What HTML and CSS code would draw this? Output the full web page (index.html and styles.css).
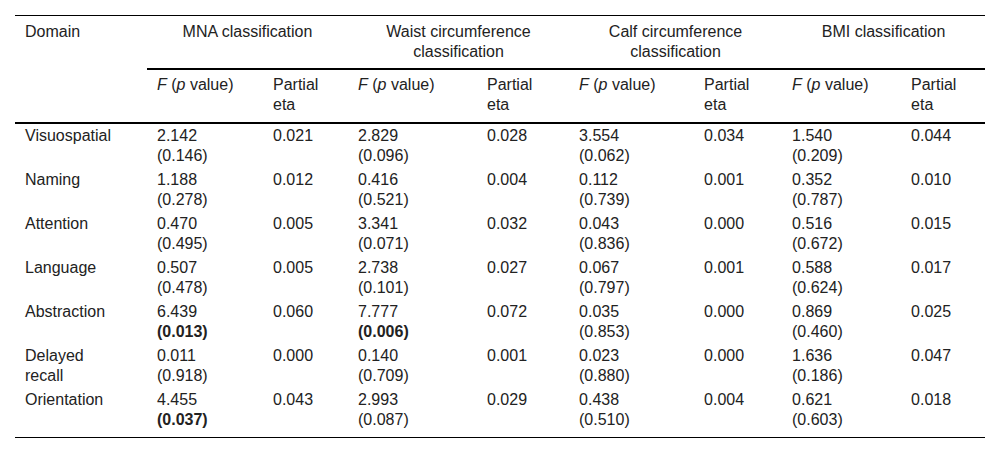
FILE: index.html
```html
<!DOCTYPE html>
<html lang="en">
<head>
<meta charset="utf-8">
<title>Domain comparison</title>
<link rel="stylesheet" href="styles.css">
</head>
<body>
<div class="wrap">
<table class="stats">
  <colgroup>
    <col class="w-domain">
    <col class="w-f1"><col class="w-p1">
    <col class="w-f2"><col class="w-p2">
    <col class="w-f3"><col class="w-p3">
    <col class="w-f4"><col class="w-p4">
  </colgroup>
  <thead>
    <tr class="groups">
      <th rowspan="2" class="domain">Domain</th>
      <th colspan="2" class="group">MNA classification</th>
      <th colspan="2" class="group">Waist circumference classification</th>
      <th colspan="2" class="group">Calf circumference classification</th>
      <th colspan="2" class="group">BMI classification</th>
    </tr>
    <tr class="sub">
      <th><i>F</i> (<i>p</i> value)</th><th>Partial<br>eta</th>
      <th><i>F</i> (<i>p</i> value)</th><th>Partial<br>eta</th>
      <th><i>F</i> (<i>p</i> value)</th><th>Partial<br>eta</th>
      <th><i>F</i> (<i>p</i> value)</th><th>Partial<br>eta</th>
    </tr>
  </thead>
  <tbody>
    <tr>
      <td>Visuospatial</td>
      <td>2.142<br>(0.146)</td><td>0.021</td>
      <td>2.829<br>(0.096)</td><td>0.028</td>
      <td>3.554<br>(0.062)</td><td>0.034</td>
      <td>1.540<br>(0.209)</td><td>0.044</td>
    </tr>
    <tr>
      <td>Naming</td>
      <td>1.188<br>(0.278)</td><td>0.012</td>
      <td>0.416<br>(0.521)</td><td>0.004</td>
      <td>0.112<br>(0.739)</td><td>0.001</td>
      <td>0.352<br>(0.787)</td><td>0.010</td>
    </tr>
    <tr>
      <td>Attention</td>
      <td>0.470<br>(0.495)</td><td>0.005</td>
      <td>3.341<br>(0.071)</td><td>0.032</td>
      <td>0.043<br>(0.836)</td><td>0.000</td>
      <td>0.516<br>(0.672)</td><td>0.015</td>
    </tr>
    <tr>
      <td>Language</td>
      <td>0.507<br>(0.478)</td><td>0.005</td>
      <td>2.738<br>(0.101)</td><td>0.027</td>
      <td>0.067<br>(0.797)</td><td>0.001</td>
      <td>0.588<br>(0.624)</td><td>0.017</td>
    </tr>
    <tr>
      <td>Abstraction</td>
      <td>6.439<br><b>(0.013)</b></td><td>0.060</td>
      <td>7.777<br><b>(0.006)</b></td><td>0.072</td>
      <td>0.035<br>(0.853)</td><td>0.000</td>
      <td>0.869<br>(0.460)</td><td>0.025</td>
    </tr>
    <tr>
      <td>Delayed<br>recall</td>
      <td>0.011<br>(0.918)</td><td>0.000</td>
      <td>0.140<br>(0.709)</td><td>0.001</td>
      <td>0.023<br>(0.880)</td><td>0.000</td>
      <td>1.636<br>(0.186)</td><td>0.047</td>
    </tr>
    <tr class="last">
      <td>Orientation</td>
      <td>4.455<br><b>(0.037)</b></td><td>0.043</td>
      <td>2.993<br>(0.087)</td><td>0.029</td>
      <td>0.438<br>(0.510)</td><td>0.004</td>
      <td>0.621<br>(0.603)</td><td>0.018</td>
    </tr>
  </tbody>
</table>
</div>
</body>
</html>
```

FILE: styles.css
```css
html, body {
  margin: 0;
  padding: 0;
  background: #fff;
}

.wrap {
  padding: 15px 15px 0;
}

.stats {
  width: 970px;
  table-layout: fixed;
  border-collapse: separate;
  border-spacing: 0;
  border-top: 1px solid #000;
  border-bottom: 1px solid #000;
  font-family: "Liberation Sans", Arial, sans-serif;
  font-size: 16px;
  line-height: 20px;
  color: #222;
}

.w-domain { width: 132px; }
.w-f1 { width: 116px; }
.w-p1 { width: 85px; }
.w-f2 { width: 129px; }
.w-p2 { width: 92px; }
.w-f3 { width: 125px; }
.w-p3 { width: 88px; }
.w-f4 { width: 119px; }
.w-p4 { width: 84px; }

.stats th {
  font-weight: normal;
  text-align: left;
  vertical-align: top;
}

.stats b {
  font-weight: bold;
}

.groups th {
  padding: 6px 10px 6px;
}

.groups th.group {
  text-align: center;
  border-bottom: 2px solid #000;
}

.groups th.domain {
  border-bottom: 2px solid #000;
}

.sub th {
  padding: 5px 10px 7px;
  border-bottom: 2px solid #000;
}

.stats td {
  padding: 2px 10px 2px;
  vertical-align: top;
  text-align: left;
}

.stats tr.last td {
  padding-bottom: 7px;
}
```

EXERCISE OBJECTIVE.
All of the lines above should be retyped precisely, apart from the pictures.

ANSWER TO THIS TASK.
What HTML and CSS code would draw this? Output the full web page (index.html and styles.css).
FILE: index.html
```html
<!DOCTYPE html>
<html lang="en">
<head>
<meta charset="utf-8">
<title>Domain comparison</title>
<link rel="stylesheet" href="styles.css">
</head>
<body>
<div class="wrap">
<table class="stats">
  <colgroup>
    <col class="w-domain">
    <col class="w-f1"><col class="w-p1">
    <col class="w-f2"><col class="w-p2">
    <col class="w-f3"><col class="w-p3">
    <col class="w-f4"><col class="w-p4">
  </colgroup>
  <thead>
    <tr class="groups">
      <th rowspan="2" class="domain">Domain</th>
      <th colspan="2" class="group">MNA classification</th>
      <th colspan="2" class="group">Waist circumference classification</th>
      <th colspan="2" class="group">Calf circumference classification</th>
      <th colspan="2" class="group">BMI classification</th>
    </tr>
    <tr class="sub">
      <th><i>F</i> (<i>p</i> value)</th><th>Partial<br>eta</th>
      <th><i>F</i> (<i>p</i> value)</th><th>Partial<br>eta</th>
      <th><i>F</i> (<i>p</i> value)</th><th>Partial<br>eta</th>
      <th><i>F</i> (<i>p</i> value)</th><th>Partial<br>eta</th>
    </tr>
  </thead>
  <tbody>
    <tr>
      <td>Visuospatial</td>
      <td>2.142<br>(0.146)</td><td>0.021</td>
      <td>2.829<br>(0.096)</td><td>0.028</td>
      <td>3.554<br>(0.062)</td><td>0.034</td>
      <td>1.540<br>(0.209)</td><td>0.044</td>
    </tr>
    <tr>
      <td>Naming</td>
      <td>1.188<br>(0.278)</td><td>0.012</td>
      <td>0.416<br>(0.521)</td><td>0.004</td>
      <td>0.112<br>(0.739)</td><td>0.001</td>
      <td>0.352<br>(0.787)</td><td>0.010</td>
    </tr>
    <tr>
      <td>Attention</td>
      <td>0.470<br>(0.495)</td><td>0.005</td>
      <td>3.341<br>(0.071)</td><td>0.032</td>
      <td>0.043<br>(0.836)</td><td>0.000</td>
      <td>0.516<br>(0.672)</td><td>0.015</td>
    </tr>
    <tr>
      <td>Language</td>
      <td>0.507<br>(0.478)</td><td>0.005</td>
      <td>2.738<br>(0.101)</td><td>0.027</td>
      <td>0.067<br>(0.797)</td><td>0.001</td>
      <td>0.588<br>(0.624)</td><td>0.017</td>
    </tr>
    <tr>
      <td>Abstraction</td>
      <td>6.439<br><b>(0.013)</b></td><td>0.060</td>
      <td>7.777<br><b>(0.006)</b></td><td>0.072</td>
      <td>0.035<br>(0.853)</td><td>0.000</td>
      <td>0.869<br>(0.460)</td><td>0.025</td>
    </tr>
    <tr>
      <td>Delayed<br>recall</td>
      <td>0.011<br>(0.918)</td><td>0.000</td>
      <td>0.140<br>(0.709)</td><td>0.001</td>
      <td>0.023<br>(0.880)</td><td>0.000</td>
      <td>1.636<br>(0.186)</td><td>0.047</td>
    </tr>
    <tr class="last">
      <td>Orientation</td>
      <td>4.455<br><b>(0.037)</b></td><td>0.043</td>
      <td>2.993<br>(0.087)</td><td>0.029</td>
      <td>0.438<br>(0.510)</td><td>0.004</td>
      <td>0.621<br>(0.603)</td><td>0.018</td>
    </tr>
  </tbody>
</table>
</div>
</body>
</html>
```

FILE: styles.css
```css
html, body {
  margin: 0;
  padding: 0;
  background: #fff;
}

.wrap {
  padding: 15px 15px 0;
}

.stats {
  width: 970px;
  table-layout: fixed;
  border-collapse: separate;
  border-spacing: 0;
  border-top: 1px solid #000;
  border-bottom: 1px solid #000;
  font-family: "Liberation Sans", Arial, sans-serif;
  font-size: 16px;
  line-height: 20px;
  color: #222;
}

.w-domain { width: 132px; }
.w-f1 { width: 116px; }
.w-p1 { width: 85px; }
.w-f2 { width: 129px; }
.w-p2 { width: 92px; }
.w-f3 { width: 125px; }
.w-p3 { width: 88px; }
.w-f4 { width: 119px; }
.w-p4 { width: 84px; }

.stats th {
  font-weight: normal;
  text-align: left;
  vertical-align: top;
}

.stats b {
  font-weight: bold;
}

.groups th {
  padding: 6px 10px 6px;
}

.groups th.group {
  text-align: center;
  border-bottom: 2px solid #000;
}

.groups th.domain {
  border-bottom: 2px solid #000;
}

.sub th {
  padding: 5px 10px 7px;
  border-bottom: 2px solid #000;
}

.stats td {
  padding: 2px 10px 2px;
  vertical-align: top;
  text-align: left;
}

.stats tr.last td {
  padding-bottom: 7px;
}
```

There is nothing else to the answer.